• Aim
Go through the listing and copy each line with the string "React".

• Data provided
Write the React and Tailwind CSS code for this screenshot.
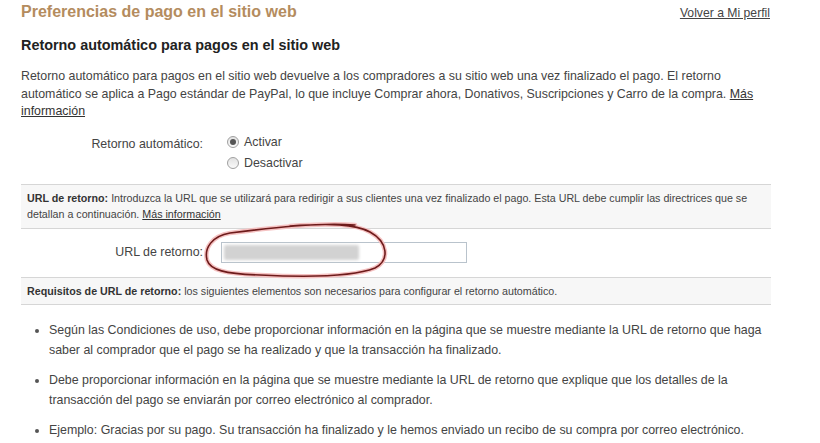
import React from 'react';

const Radio = ({ checked }) => (
    <span className="inline-flex w-[12px] h-[12px] rounded-full border border-[#a0a0a0] bg-gradient-to-b from-[#e2e2e2] to-[#fafafa] items-center justify-center mr-[5px]">
        {checked && <span className="w-[6px] h-[6px] rounded-full bg-[#555]"></span>}
    </span>
);

const App = () => {
    return (
        <div className="w-[820px] h-[443px] overflow-hidden bg-white text-[#3a3a3a]" style={{ fontFamily: '"Liberation Sans", Arial, sans-serif' }}>
            <div className="w-[750px] ml-[21px] relative">
                <div className="flex justify-between items-start pt-[1px]">
                    <h1 className="text-[16px] font-bold text-[#b48c5e] leading-[22px]">Preferencias de pago en el sitio web</h1>
                    <a href="#" className="text-[12.2px] underline text-[#444] mt-[3px] mr-[1px]">Volver a Mi perfil</a>
                </div>
                <h2 className="text-[14.4px] font-bold text-[#222] mt-[12px] leading-[20px]">Retorno automático para pagos en el sitio web</h2>
                <p className="text-[12.4px] leading-[17.5px] mt-[13px] text-[#444]">
                    Retorno automático para pagos en el sitio web devuelve a los compradores a su sitio web una vez finalizado el pago. El retorno automático se aplica a Pago estándar de PayPal, lo que incluye Comprar ahora, Donativos, Suscripciones y Carro de la compra. <a href="#" className="underline text-[#333]">Más información</a>
                </p>

                <div className="flex mt-[12px] text-[12.4px] text-[#444]">
                    <div className="w-[182px] text-right pt-[2px]">Retorno automático:</div>
                    <div className="ml-[24px] flex flex-col gap-[5px]">
                        <label className="flex items-center h-[16px] pt-[3px]"><Radio checked />Activar</label>
                        <label className="flex items-center h-[16px] pt-[3px]"><Radio />Desactivar</label>
                    </div>
                </div>

                <div className="mt-[14px] border-t border-b border-[#d6d6d6] bg-[#f7f7f7] px-[6px] pt-[5px] pb-[6px] text-[10.7px] leading-[16px] text-[#444]">
                    <b className="text-[#333]">URL de retorno:</b> Introduzca la URL que se utilizará para redirigir a sus clientes una vez finalizado el pago. Esta URL debe cumplir las directrices que se detallan a continuación. <a href="#" className="underline text-[#333]">Más información</a>
                </div>

                <div className="flex items-center h-[48px] text-[12.4px] text-[#444]">
                    <div className="w-[182px] text-right">URL de retorno:</div>
                    <div className="ml-[18px] w-[246px] h-[21px] border border-[#b9c3cc] bg-white flex items-center px-[2px]">
                        <span className="block w-[135px] h-[15px] bg-[#d2d2d2] rounded-[2px] blur-[1.5px]"></span>
                    </div>
                </div>

                <div className="border-t border-b border-[#d6d6d6] bg-[#f7f7f7] px-[6px] pt-[6px] pb-[5px] text-[10.7px] leading-[15px] text-[#444]">
                    <b className="text-[#333]">Requisitos de URL de retorno:</b> los siguientes elementos son necesarios para configurar el retorno automático.
                </div>

                <ul className="list-disc pl-[28px] mt-[15px] text-[12.4px] leading-[20px] text-[#444] flex flex-col gap-[10px] marker:text-[#555]">
                    <li>Según las Condiciones de uso, debe proporcionar información en la página que se muestre mediante la URL de retorno que haga saber al comprador que el pago se ha realizado y que la transacción ha finalizado.</li>
                    <li>Debe proporcionar información en la página que se muestre mediante la URL de retorno que explique que los detalles de la transacción del pago se enviarán por correo electrónico al comprador.</li>
                    <li>Ejemplo: Gracias por su pago. Su transacción ha finalizado y le hemos enviado un recibo de su compra por correo electrónico. Puede acceder a su cuenta en www.paypal.com para ver los detalles de esta transacción.</li>
                </ul>

                <svg className="absolute left-[159px] top-[220px] pointer-events-none" width="215" height="62" viewBox="0 0 215 62">
                    <path d="M175 5 C 140 2, 90 8, 50 13 C 32 16, 24 28, 27 40 C 30 50, 45 54, 80 55 C 120 57, 170 58, 195 48 C 210 40, 208 22, 190 12 C 175 4, 150 3, 110 6" fill="none" stroke="#f5c2c2" strokeWidth="4.5" strokeLinecap="round" />
                    <path d="M175 5 C 140 2, 90 8, 50 13 C 32 16, 24 28, 27 40 C 30 50, 45 54, 80 55 C 120 57, 170 58, 195 48 C 210 40, 208 22, 190 12 C 175 4, 150 3, 110 6" fill="none" stroke="#6e1b1b" strokeWidth="1.6" strokeLinecap="round" />
                </svg>
            </div>
        </div>
    );
};

export default App;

• Reply to the task
Write the React and Tailwind CSS code for this screenshot.
import React from 'react';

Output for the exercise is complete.